Baca juga: Meneer Belanda Pengawal Mistar Indonesia
Pieter Huistra (2015)
Nasibnya nyaris setali tiga uang dengan Henk Wullems. Huistra datang pada 2015 mulanya sebagai direktur teknik timnas. Tetapi gejolak di internal PSSI membuatnya kurang mendapat kesempatan berkiprah. Namun ia malah sukses di kompetisi domestik.
Pieter Egge Huistra yang lahir di Goënga, Friesland pada 18 Januari 1967 sempat bersinar di klub Skotlandia, Glasgow Rangers (1990-1995), dan jadi punggawa timnas senior Belanda (1988-1991) sebagai pemain sebelum beralih ke tepi lapangan mulai 2001.
Mengutip Kumparan, 21 Mei 2021, PSSI merekrut Huistra pada 2014 sebagai direktur teknik.

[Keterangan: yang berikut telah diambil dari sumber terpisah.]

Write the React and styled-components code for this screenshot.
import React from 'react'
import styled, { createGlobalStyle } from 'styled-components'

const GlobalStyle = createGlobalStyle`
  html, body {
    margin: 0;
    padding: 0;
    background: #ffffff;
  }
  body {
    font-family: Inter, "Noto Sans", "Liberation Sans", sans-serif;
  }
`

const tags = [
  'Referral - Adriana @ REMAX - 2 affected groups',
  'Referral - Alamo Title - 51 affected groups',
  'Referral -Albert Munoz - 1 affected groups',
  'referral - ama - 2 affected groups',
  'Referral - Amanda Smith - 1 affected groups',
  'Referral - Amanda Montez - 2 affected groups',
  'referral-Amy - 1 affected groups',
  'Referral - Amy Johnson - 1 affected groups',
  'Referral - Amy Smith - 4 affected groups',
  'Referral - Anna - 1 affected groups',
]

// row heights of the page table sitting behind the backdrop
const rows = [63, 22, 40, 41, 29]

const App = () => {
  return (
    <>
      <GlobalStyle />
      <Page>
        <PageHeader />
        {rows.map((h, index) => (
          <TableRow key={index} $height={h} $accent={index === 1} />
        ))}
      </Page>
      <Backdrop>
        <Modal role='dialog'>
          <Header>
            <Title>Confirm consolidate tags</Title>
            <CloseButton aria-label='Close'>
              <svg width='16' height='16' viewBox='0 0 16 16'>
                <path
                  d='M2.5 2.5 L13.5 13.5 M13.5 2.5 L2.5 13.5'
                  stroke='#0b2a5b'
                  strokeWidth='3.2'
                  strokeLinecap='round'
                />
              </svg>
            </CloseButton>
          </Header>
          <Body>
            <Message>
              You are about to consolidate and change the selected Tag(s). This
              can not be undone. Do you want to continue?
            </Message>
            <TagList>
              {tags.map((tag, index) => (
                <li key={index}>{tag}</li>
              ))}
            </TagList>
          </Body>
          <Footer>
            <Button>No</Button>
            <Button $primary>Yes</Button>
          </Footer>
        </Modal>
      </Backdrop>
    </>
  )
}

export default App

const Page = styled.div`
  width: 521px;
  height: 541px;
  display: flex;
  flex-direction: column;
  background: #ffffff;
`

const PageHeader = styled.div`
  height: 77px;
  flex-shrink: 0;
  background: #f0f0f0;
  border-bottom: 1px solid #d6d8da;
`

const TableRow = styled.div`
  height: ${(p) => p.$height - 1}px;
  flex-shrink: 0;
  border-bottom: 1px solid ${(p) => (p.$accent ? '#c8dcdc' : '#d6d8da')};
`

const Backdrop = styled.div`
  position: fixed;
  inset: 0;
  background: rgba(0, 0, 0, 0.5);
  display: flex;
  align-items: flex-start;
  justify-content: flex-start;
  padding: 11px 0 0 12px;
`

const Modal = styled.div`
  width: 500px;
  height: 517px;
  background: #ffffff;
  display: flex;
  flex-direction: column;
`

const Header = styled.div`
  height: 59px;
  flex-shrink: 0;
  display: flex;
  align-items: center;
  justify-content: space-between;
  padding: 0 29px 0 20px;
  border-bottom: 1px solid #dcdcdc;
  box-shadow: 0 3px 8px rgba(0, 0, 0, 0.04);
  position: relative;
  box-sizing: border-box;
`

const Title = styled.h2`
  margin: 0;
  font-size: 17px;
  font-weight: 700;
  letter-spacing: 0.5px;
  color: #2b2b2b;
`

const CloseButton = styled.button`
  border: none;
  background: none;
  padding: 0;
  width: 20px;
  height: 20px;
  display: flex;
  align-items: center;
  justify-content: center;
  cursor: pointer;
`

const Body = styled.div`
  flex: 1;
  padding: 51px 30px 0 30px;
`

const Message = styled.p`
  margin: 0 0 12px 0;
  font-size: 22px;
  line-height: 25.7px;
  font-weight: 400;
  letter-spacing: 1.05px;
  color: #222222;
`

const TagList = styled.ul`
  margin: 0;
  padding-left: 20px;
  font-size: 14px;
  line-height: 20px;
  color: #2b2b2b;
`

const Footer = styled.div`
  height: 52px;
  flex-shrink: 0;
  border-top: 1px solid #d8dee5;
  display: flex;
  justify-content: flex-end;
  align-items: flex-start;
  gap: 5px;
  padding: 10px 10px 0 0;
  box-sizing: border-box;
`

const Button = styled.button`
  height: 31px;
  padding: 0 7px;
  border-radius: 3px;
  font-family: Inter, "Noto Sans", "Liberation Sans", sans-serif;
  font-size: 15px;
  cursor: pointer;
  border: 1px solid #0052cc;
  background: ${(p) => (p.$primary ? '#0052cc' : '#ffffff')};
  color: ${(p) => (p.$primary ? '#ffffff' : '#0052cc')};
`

Di masa itu PSSI menggadang-gadang akan menerbitkan cetak biru pembinaan usia muda (lagi).
Meski begitu, pada Mei 2015 Huistra ditunjuk mengisi kekosongan kursi pelatih timnas yang ditinggalkan pelatih interim Benny Dollo. Kala itu, timnas Indonesia masih berjibaku di kualifikasi Piala Dunia 2018.
Nahas, tugas Huistra sebagai pelatih interim terhalang gejolak politik. Intervensi Kementerian Pemuda dan Olahraga (Kemenpora) yang membekukan PSSI, membuat FIFA mengganjar hukuman bertanding di pentas internasional. Maka batallah Huistra menukangi timnas di sisa kualifikasi itu gegara sanksi FIFA.

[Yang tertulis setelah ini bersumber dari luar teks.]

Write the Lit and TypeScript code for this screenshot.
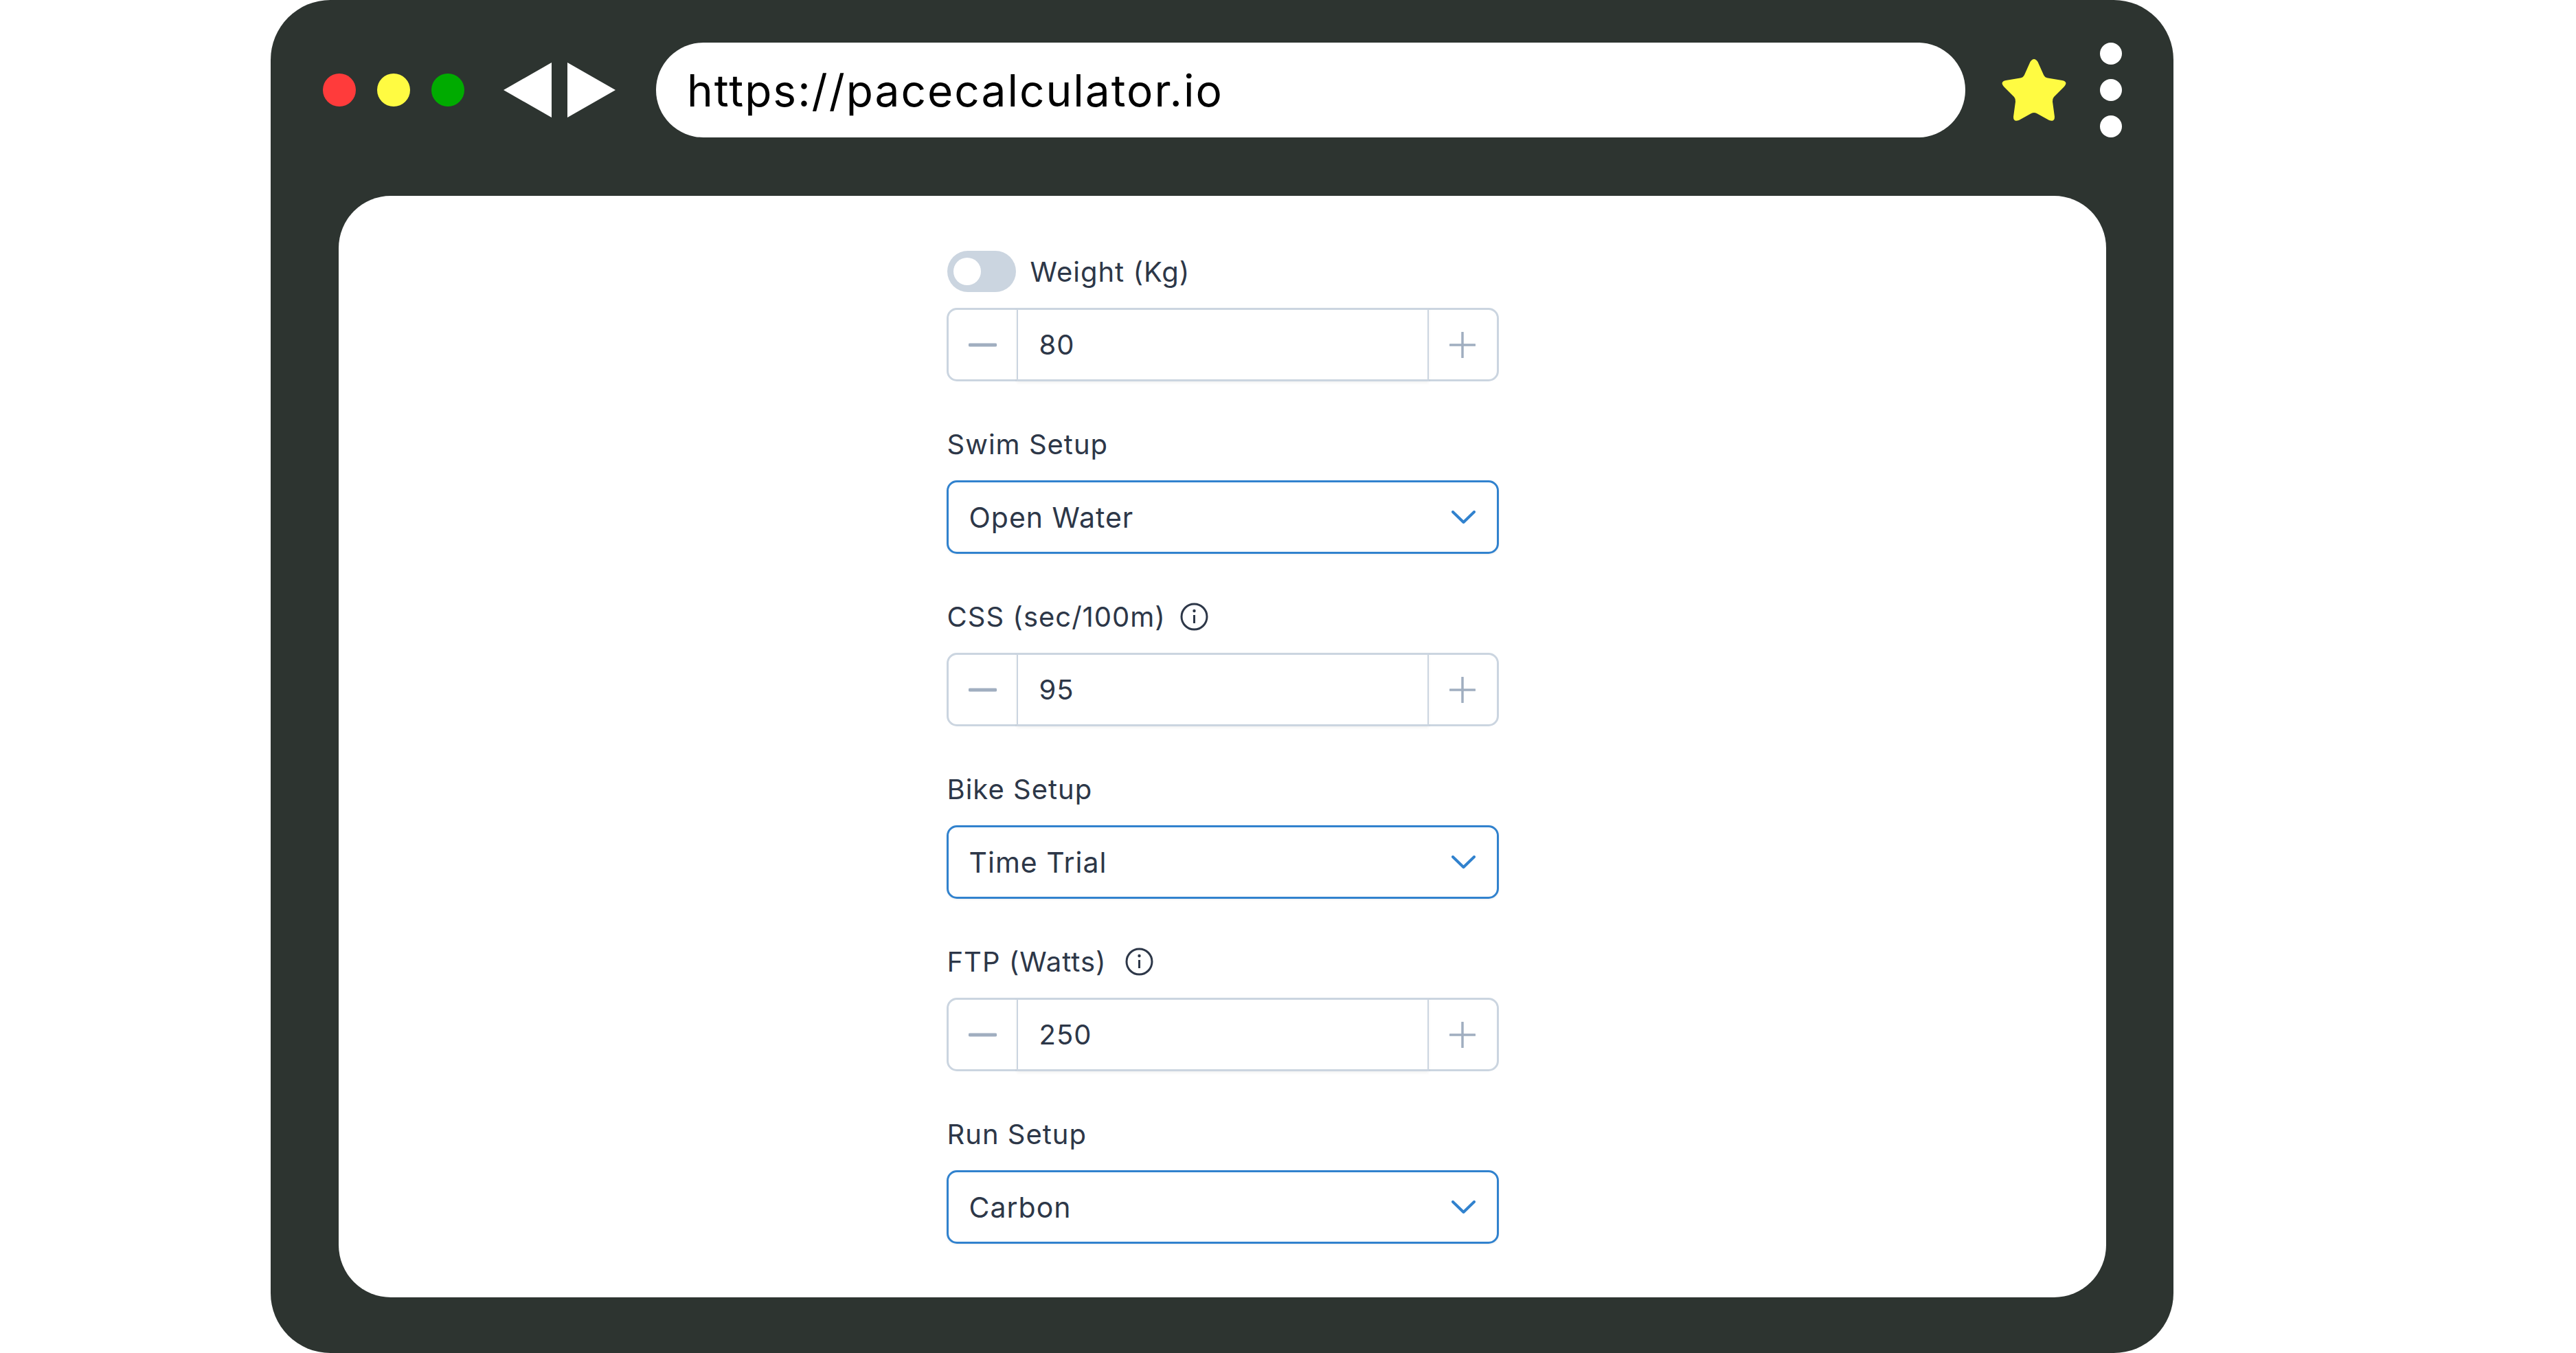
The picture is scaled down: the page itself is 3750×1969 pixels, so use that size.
import { LitElement, html, css, svg } from "lit";
import { customElement } from "lit/decorators.js";

const chevron = svg`<path d="M2 2l15.5 15L33 2" fill="none" stroke="#3182ce" stroke-width="4" stroke-linecap="round" stroke-linejoin="round"/>`;

type Field =
  | { kind: "stepper"; label: string; value: string; toggle?: boolean; info?: string }
  | { kind: "select"; label: string; value: string };

const fields: Field[] = [
  { kind: "stepper", label: "Weight (Kg)", value: "80", toggle: true },
  { kind: "select", label: "Swim Setup", value: "Open Water" },
  { kind: "stepper", label: "CSS (sec/100m)", value: "95", info: "near" },
  { kind: "select", label: "Bike Setup", value: "Time Trial" },
  { kind: "stepper", label: "FTP (Watts)", value: "250", info: "far" },
  { kind: "select", label: "Run Setup", value: "Carbon" },
];

@customElement("app-root")
export class AppRoot extends LitElement {
  static styles = css`
    :host {
      display: block;
      height: 1969px;
      background: #fff;
      font-family: Inter, "Liberation Sans", sans-serif;
    }
    .frame {
      box-sizing: border-box;
      width: 2770px;
      height: 1969px;
      margin-left: 394px;
      background: #2d3430;
      border-radius: 87px;
      display: flex;
      flex-direction: column;
      padding: 0 98px 81px 99px;
    }

    /* browser chrome */
    .toolbar {
      box-sizing: border-box;
      height: 285px;
      flex: none;
      padding-top: 62px;
      margin: 0 -98px 0 -99px;
    }
    .bar {
      height: 138px;
      display: flex;
      align-items: center;
      padding-left: 75.5px;
    }
    .lights {
      display: flex;
      gap: 31px;
    }
    .light {
      width: 48px;
      height: 48px;
      border-radius: 50%;
    }
    .red { background: #ff3b3b; }
    .yellow { background: #fffb42; }
    .green { background: #00ab00; }
    .nav {
      display: flex;
      gap: 23px;
      margin-left: 57px;
    }
    .nav svg { display: block; }
    .url {
      box-sizing: border-box;
      width: 1906px;
      height: 138px;
      margin-left: 59.5px;
      padding-left: 45px;
      background: #fff;
      border-radius: 69px;
      display: flex;
      align-items: center;
      color: #000;
      font-size: 64px;
      letter-spacing: 2px;
      white-space: nowrap;
    }
    .star {
      display: block;
      margin-left: 53px;
      overflow: visible;
    }
    .more {
      display: flex;
      flex-direction: column;
      gap: 21px;
      margin-left: 49px;
    }
    .more span {
      width: 32px;
      height: 32px;
      border-radius: 50%;
      background: #fff;
    }

    /* page */
    .panel {
      flex: 1;
      background: #fff;
      border-radius: 76px;
      display: flex;
      justify-content: center;
      padding-top: 80px;
    }
    .form {
      width: 804px;
      display: flex;
      flex-direction: column;
      gap: 61px;
    }
    .label {
      height: 60px;
      margin-bottom: 23px;
      padding-left: 1px;
      display: flex;
      align-items: center;
      font-size: 40px;
      letter-spacing: 1px;
      color: #2d3748;
      white-space: nowrap;
    }
    .toggle {
      position: relative;
      width: 100px;
      height: 60px;
      margin-right: 21px;
      border-radius: 30px;
      background: #cbd5e0;
    }
    .toggle::after {
      content: "";
      position: absolute;
      left: 9px;
      top: 10px;
      width: 40px;
      height: 40px;
      border-radius: 50%;
      background: #fff;
    }
    .info { display: block; flex: none; }
    .info.near { margin-left: 21px; }
    .info.far { margin-left: 27px; }

    .stepper,
    .select {
      box-sizing: border-box;
      height: 107px;
      display: flex;
      align-items: center;
      font-size: 40px;
      letter-spacing: 1px;
      color: #2d3748;
      background: #fff;
    }
    .stepper {
      border: 3px solid #cbd5e0;
      border-radius: 15px;
    }
    .step {
      flex: none;
      width: 99px;
      height: 100%;
      display: flex;
      align-items: center;
      justify-content: center;
    }
    .value {
      flex: 1;
      align-self: stretch;
      margin: -3px 0;
      padding-left: 31px;
      display: flex;
      align-items: center;
      border: 2px solid #cbd5e0;
      border-top-width: 3px;
      border-bottom-width: 3px;
      box-shadow: 0 2px 4px rgba(0, 0, 0, 0.06);
    }
    .select {
      justify-content: space-between;
      padding: 0 31px 0 30px;
      border: 3px solid #3182ce;
      border-radius: 15px;
      box-shadow: 0 1px 3px rgba(0, 0, 0, 0.08);
      font-size: 41px;
    }
    .select svg { display: block; }
  `;

  private renderField(f: Field) {
    if (f.kind === "select") {
      return html`<div class="field">
        <div class="label">${f.label}</div>
        <div class="select">
          <span>${f.value}</span>
          <svg width="35" height="19" viewBox="0 0 35 19">${chevron}</svg>
        </div>
      </div>`;
    }
    return html`<div class="field">
      <div class="label">
        ${f.toggle ? html`<span class="toggle"></span>` : ""}
        <span>${f.label}</span>
        ${f.info
          ? html`<svg class="info ${f.info}" width="41" height="41" viewBox="0 0 41 41">
              <circle cx="20.5" cy="20.5" r="18.5" fill="none" stroke="#2d3748" stroke-width="3"/>
              <circle cx="20.5" cy="12" r="2.2" fill="#2d3748"/>
              <path d="M20.5 18v12" stroke="#2d3748" stroke-width="3"/>
            </svg>`
          : ""}
      </div>
      <div class="stepper">
        <div class="step">
          <svg width="41" height="6" viewBox="0 0 41 6"><path d="M2 3h37" stroke="#a0aec0" stroke-width="5" stroke-linecap="round"/></svg>
        </div>
        <div class="value">${f.value}</div>
        <div class="step">
          <svg width="38" height="38" viewBox="0 0 38 38"><path d="M19 1v36M1 19h36" stroke="#a0aec0" stroke-width="3.5" stroke-linecap="round"/></svg>
        </div>
      </div>
    </div>`;
  }

  render() {
    return html`
      <div class="frame">
        <div class="toolbar">
          <div class="bar">
            <div class="lights">
              <span class="light red"></span>
              <span class="light yellow"></span>
              <span class="light green"></span>
            </div>
            <div class="nav">
              <svg width="70" height="80" viewBox="0 0 70 80"><path d="M70 0v80L0 40z" fill="#fff"/></svg>
              <svg width="70" height="80" viewBox="0 0 70 80"><path d="M0 0v80l70-40z" fill="#fff"/></svg>
            </div>
            <div class="url">https://pacecalculator.io</div>
            <svg class="star" width="94" height="90" viewBox="0 0 94 90">
              <path fill="#fffb42" d="M41.5 4Q47 -4 52.5 4L61 23Q63 27 67 27.5L88 31Q97 33 91 40L76 55Q73.5 58 74 62L77 84Q77 92 69 89L51 79Q47 77 43 79L25 89Q17 92 17 84L20 62Q20.5 58 18 55L3 40Q-3 33 6 31L27 27.5Q31 27 33 23Z"/>
            </svg>
            <div class="more"><span></span><span></span><span></span></div>
          </div>
        </div>
        <div class="panel">
          <div class="form">${fields.map((f) => this.renderField(f))}</div>
        </div>
      </div>
    `;
  }
}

Namun Huistra tetap berkarier di Indonesia. Pelita Bandung Raya (kini Madura United FC) merekrutnya untuk ajang Indonesian Soccer Championship 2016. Ia juga kembali ke Indonesia pada 2023 usai hijrah ke Slovakia sebagai penasihat tim AS Trencin (2017) dan ke Uzbekistan mengasuh tim Pakhtakor Tashkent FK (2017-2022).
Giliran Borneo yang kemudian merasakan tangan dingin Huistra sejak Februari 2023. Ia mengantarkan Borneo FC sebagai salah satu tim yang paling disegani di Liga 1 saat ini.